14 comments on “Braves bridge design still lacks price tag, land approval, room for many buses

  1. A couple more thoughts on this:

    1) Are they really going to fit all their fans onto that bridge after a game? My only point of comparison is the bridge in Oakland to BART, which is significantly wider and which is completely impassable after well-attended games.

    2) If the pedestrian side of the bridge gets overcrowded, how long you think before fans start walking in the bus lane, shutting it down entirely?

  2. This reminded me that the Patriot Place/Gillette Stadium pedestrian bridge never got built. It was doomed by the fact it had to evaluated against alternative state projects and it was deemed pretty low priority. There is parking on the other side of Route 1 so I assume that they pay police to have controlled crossing around events.

  3. Neil, I was thinking the same thing about pedestrians using the bus lane – especially if the bridge gets crowded post-game. The way it’s set up it doesn’t look like there would be anything to prevent that. And it would be a safety issue as well as a problem with keeping the buses moving.

  4. Floormaster–there are underpasses, but there are also points where people may have to cross the street and cops are there. Traffic moves so slowly on US1 at times that you might as well cross the street.

  5. I don’t think they’ll have the capacity to do that. Even if you run articulated buses that carry 200 people, you’d need a couple hundred of them to get everyone to their cars. Then not only do you need to figure out where to park the buses, but it’ll take approximately forever to load and unload them all one at a time.

  6. I always laugh on hearing that this is about a better “gameday experience.” Fans are going to get stuck in a traffic jam, wait forever for a bus (or likely walk the better part of a mile to their seats), hang out in a glorified office park/McStadium, and do the reverse going home. It will be the FEDEX Field of baseball–an experience to be endured, not enjoyed.

    I got it, this stadium is closer to some of Atlanta’s more prosperous potential fans, but this is the kind of development idea people had in 1990.

    Wrigley Field it ain’t.

  7. How long is the walk via the bridge from the ball park to the parking structures? On google earth it looks like 1/4 to 1/3 mile from behind centerfield at the most via a bridge connection. That is like a 5 to 7 minute walk. A shuttle with one lane only is not going to compete favorably with that short of a walk, especially when you factor in whatever the wait time will be.
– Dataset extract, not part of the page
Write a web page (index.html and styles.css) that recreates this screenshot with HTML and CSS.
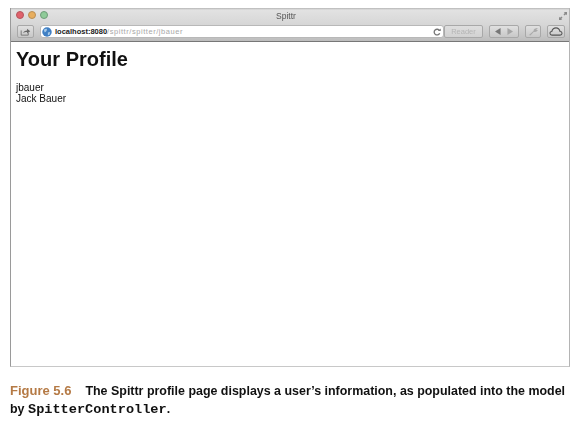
FILE: index.html
```html
<!DOCTYPE html>
<html lang="en">

<head>
    <meta charset="UTF-8">
    <meta name="viewport" content="width=device-width, initial-scale=1.0">
    <title>Figure 5.6</title>
    <link rel="stylesheet" href="styles.css">
</head>

<body>
    <div class="window">
        <div class="titlebar">
            <div class="lights">
                <span class="light light-red"></span>
                <span class="light light-yellow"></span>
                <span class="light light-green"></span>
            </div>
            <div class="window-title">Spittr</div>
            <svg class="resize" width="8" height="8" viewBox="0 0 10 10">
                <path d="M6 0h4v4l-1.300-1.300-1.700 1.700-1.400-1.400 1.700-1.700z" fill="#8a8a8a"></path>
                <path d="M4 10h-4v-4l1.300 1.300 1.700-1.700 1.400 1.400-1.700 1.700z" fill="#8a8a8a"></path>
            </svg>
        </div>
        <div class="toolbar">
            <div class="btn btn-share">
                <svg width="11" height="8" viewBox="0 0 14 10">
                    <path d="M1.500 3v6h9V6" fill="none" stroke="#666" stroke-width="1"></path>
                    <path d="M4 6.500c.5-2.500 2.500-3.500 5-3.500V1l4 3-4 3V5c-2 0-3.500.3-5 1.500z" fill="#666"></path>
                </svg>
            </div>
            <div class="address">
                <svg class="globe" width="10" height="10" viewBox="0 0 11 11">
                    <circle cx="5.500" cy="5.500" r="5.200" fill="#3f7fc4"></circle>
                    <path d="M2 3c1.500-1 2.500-1.200 3.500-.8L5 4.500 3 6zM6.500 6l2.500-.5-.8 3-1.700.5z" fill="#a9cbe8"></path>
                </svg>
                <span class="url"><b>localhost:8080</b>/spittr/spitter/jbauer</span>
                <svg class="reload" width="8" height="8" viewBox="0 0 9 9">
                    <path d="M7.300 3A3.200 3.200 0 1 0 7.500 5.800" fill="none" stroke="#777" stroke-width="1.500"></path>
                    <path d="M5.500 3.500h3.200V.5z" fill="#777"></path>
                </svg>
            </div>
            <div class="btn btn-reader">Reader</div>
            <div class="btn btn-nav">
                <svg width="6" height="7" viewBox="0 0 7 8"><path d="M6.500 0v8L0 4z" fill="#777"></path></svg>
                <svg width="6" height="7" viewBox="0 0 7 8"><path d="M.5 0v8L7 4z" fill="#a5a5a5"></path></svg>
            </div>
            <div class="btn btn-tool">
                <svg width="11" height="9" viewBox="0 0 12 10">
                    <path d="M1 9l5-4.500C6 2 8 1 11 1L9 3l2 1c-1.500 1.500-3 1.800-4.500 1.300L2.500 9.500z" fill="#aaa"></path>
                </svg>
            </div>
            <div class="btn btn-cloud">
                <svg width="14" height="9" viewBox="0 0 15 10">
                    <path d="M3 9C1.500 9 .8 8 .8 7c0-1.200 1-2 2-2C3.500 2.500 5.500 1 7.500 1s3.800 1.500 4.500 4c1.300 0 2.200.8 2.200 2s-.9 2-2.200 2z" fill="none" stroke="#555" stroke-width="1.200"></path>
                </svg>
            </div>
        </div>
        <div class="page">
            <h1>Your Profile</h1>
            <p>jbauer<br>Jack Bauer</p>
        </div>
    </div>
    <p class="caption"><span class="fig">Figure 5.6</span>The Spittr profile page displays a user’s information, as populated into the model by <code>SpitterController</code>.</p>
</body>

</html>
```

FILE: styles.css
```css
body {
    margin: 0;
    background: #fff;
    font-family: "Liberation Sans", Arial, sans-serif;
    filter: blur(0.5px);
}

.window {
    width: 560px;
    height: 359px;
    margin: 8px 0 0 10px;
    display: flex;
    flex-direction: column;
    border: 1px solid #b4b4b4;
    border-bottom-color: #c8c8c8;
    border-top: 0;
    border-left-color: #9a9a9a;
    box-sizing: border-box;
}

.titlebar {
    height: 17px;
    display: flex;
    align-items: center;
    position: relative;
    box-sizing: border-box;
    padding: 0 0 3px 5px;
    background: linear-gradient(#b5b5b5 0, #e2e2e2 2px, #d6d6d6);
}

.lights {
    display: flex;
    gap: 4px;
}

.light {
    width: 8px;
    height: 8px;
    border-radius: 50%;
    box-sizing: border-box;
    border: 1px solid #8a8a8a;
}

.light-red {
    background: #e0626c;
    border-color: #b5555c;
}

.light-yellow {
    background: #e8ae5e;
    border-color: #b98e55;
}

.light-green {
    background: #8fcb99;
    border-color: #6f9c78;
}

.window-title {
    flex: 1;
    text-align: center;
    font-size: 8.500px;
    color: #555;
    padding: 1px 45px 0 0;
}

.resize {
    position: absolute;
    right: 2px;
    top: 4px;
}

.toolbar {
    height: 16px;
    display: flex;
    align-items: flex-start;
    gap: 6px;
    padding: 0 4px 0 6px;
    background: linear-gradient(#d6d6d6, #bdbdbd);
    border-bottom: 1px solid #777;
    box-shadow: 0 1px 0 #cfcfcf;
}

.btn {
    height: 13px;
    display: flex;
    align-items: center;
    justify-content: center;
    box-sizing: border-box;
    border: 1px solid #a8a8a8;
    border-radius: 2px;
    background: linear-gradient(#e0e0e0, #c8c8c8);
}

.btn-share {
    width: 17px;
}

.address {
    flex: 1;
    height: 13px;
    display: flex;
    align-items: center;
    box-sizing: border-box;
    padding: 0 2px 0 1px;
    background: #fff;
    border: 1px solid #b8b8b8;
    border-radius: 3px;
    font-size: 7.500px;
    color: #a8a8a8;
}

.globe {
    margin-right: 3px;
}

.url {
    flex: 1;
    letter-spacing: .55px;
}

.url b {
    color: #222;
    letter-spacing: 0;
}

.btn-reader {
    width: 39px;
    margin-left: -6px;
    font-size: 7.500px;
    color: #b5b5b5;
    background: linear-gradient(#dedede, #d2d2d2);
}

.btn-nav {
    width: 30px;
    gap: 6px;
}

.btn-tool {
    width: 16px;
}

.btn-cloud {
    width: 18px;
}

.page {
    flex: 1;
    padding: 0 5px;
    background: #fff;
    color: #111;
}

.page h1 {
    margin: 4px 0 10px;
    font-size: 20px;
    line-height: 26px;
    font-weight: bold;
}

.page p {
    margin: 0;
    font-size: 10px;
    line-height: 11px;
}

.caption {
    width: 560px;
    margin: 15px 0 0 10px;
    font-size: 12.450px;
    line-height: 18px;
    font-weight: bold;
    color: #111;
}

.fig {
    color: #b57a45;
    font-size: 13px;
    margin-right: 14px;
}

.caption code {
    font-family: "Liberation Mono", monospace;
    font-size: 13.600px;
    line-height: 1;
}
```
Am I missing something?

  8. No, you are not missing anything. Cobb Galleria, the mall that the bridge will be connecting to this ridiculousness, is already barking that they don’t really want game-day traffic occupying their parking garages as they don’t want to miss out on otherwise customers who can’t find parking spaces. This is going to be a disaster because there was no discernible thought and planning put in to implementing this fiasco of a boondoggle, while fleecing us Cobb County taxpayers, money that should have gone to our dismal bus system (that now they want empty shuttles circling the place), paved roads, and fire/police/education employees.

    On top of this debacle the Cumberland CID are now erecting a bunch of boxy, commie-style apartments (likely 900 sqft. for each one) with NO new intersection, NO new highway interchange, NO new major thoroughfare, and NO new connecting streets to accommodate the hundreds of people that will supposedly move into them.

  9. What’s funny is that Turner field’s parking was close, and mass transit was 1 mile away. Now parking is 1 mile away and transit even farther!